Shields responded in a July 1 New York Times column that on behalf of “hundreds of thousands of women who have suffered from postpartum depression,” she was writing to say that psychiatric treatment works.“ The drugs, along with weekly therapy sessions, are what saved me—and my family,” she said. “If any good can come of Mr. Cruise's ridiculous rant, let's hope that it gives much-needed attention to a serious disease.”
The Citizens Commission on Human Rights (CCHR), a “psychiatric watchdog group” founded by the Church of Scientology, issued a press release two days after Cruise's “Today” interview supporting the actor's views on mental health care. It stressed that psychiatric drugs are prescribed for a “chemical imbalance, which experts say doesn't exist” and cites a documentary it produced “that includes prominent doctors, neurologists, and psychiatrists debunking the hoax of mental disorders being physically based or the result of a chemical imbalance.”
The statement quotes CCHR's international president, Jan Eastgate, as saying that APA and its “affiliated mental health organizations... tout false statistics to the media about the number of Americans suffering from `mental illness.'”
Several APA members around the country have been quoted in their local media after newspapers and broadcast stations called district branches requesting a psychiatrist to respond to the Cruise interview.
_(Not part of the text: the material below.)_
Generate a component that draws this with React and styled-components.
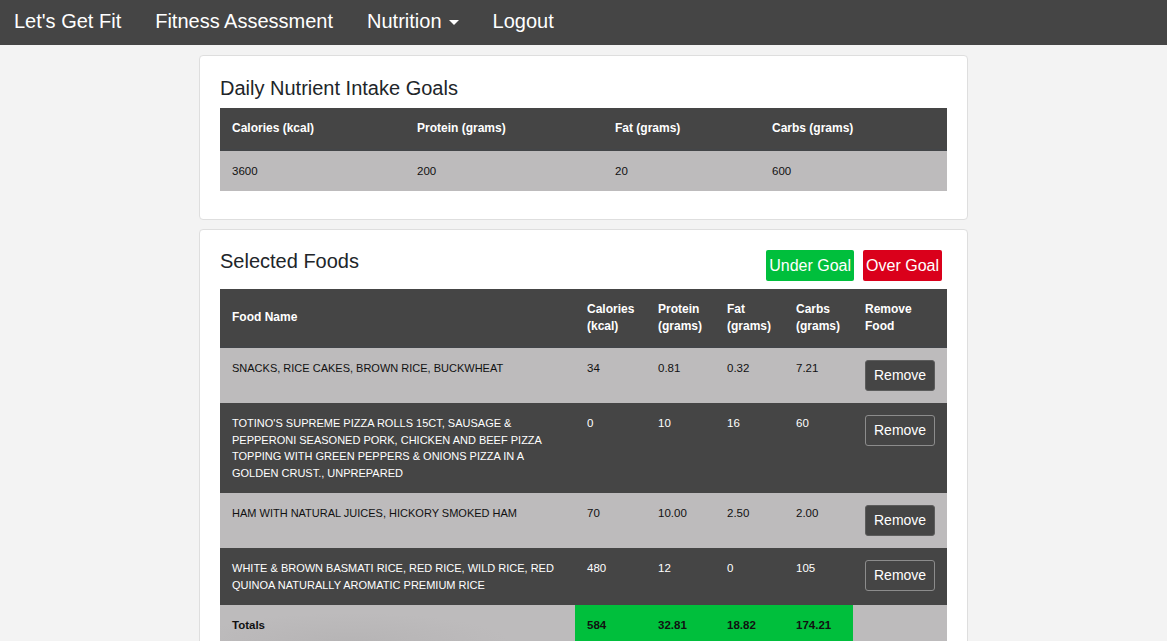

And newspapers throughout the country have used their editorial pages as a forum to point out the absurdity of Cruise's arguments.
The Philadelphia Inquirer, for example, said, “Cruise's comments add to society's stigmatization of persons who take drugs for a mental illness that... can keep some new mothers from spiraling into a darkness so deep that they want no part of their babies.... Managing postpartum depression with therapies that include drugs has been studied and documented by folks who, unlike Cruise, actually have expertise in the subject.”
A Toledo Blade editorial writer said, “I don't understand why an ideology such as [Scientology] would reject solid scientific evidence about the chemical makeup of the brain and human body.”
The Dallas Morning News called Cruise's statements about treating depression “absurd” and opined that “interviewers... shouldn't give this popular celebrity a platform to harass without challenge clinically depressed people and the doctors who help them.”
APA, in addition to issuing its own statement condemning and correcting Cruise's statements, joined with the National Mental Health Association and National Alliance for the Mentally Ill in issuing a press release in the form of a fact sheet. It pointed out, for example, that the last decade produced“ a vastly expanded understanding of postpartum depression, bipolar disorder, and attention-deficit/hyperactivity disorder” and that research has demonstrated that a range of safe and effective treatments is available for these and other mental illnesses.
“It is unfortunate that in the face of this remarkable scientific and clinical progress, a small number of individuals and groups persist in questioning its legitimacy,” the statement emphasized. “Mental illnesses are highly treatable, and seeking help is a sign of strength.”
“Mr. Cruise may be a halfway decent actor,” Sharfstein said on the “Today” show, “but when he starts to play doctor, he is being totally irresponsible.” ▪
APA quickly responds when one of the entertainment world's most visible and bankable stars declares himself an expert on psychiatry and states that all of the field's treatments are useless.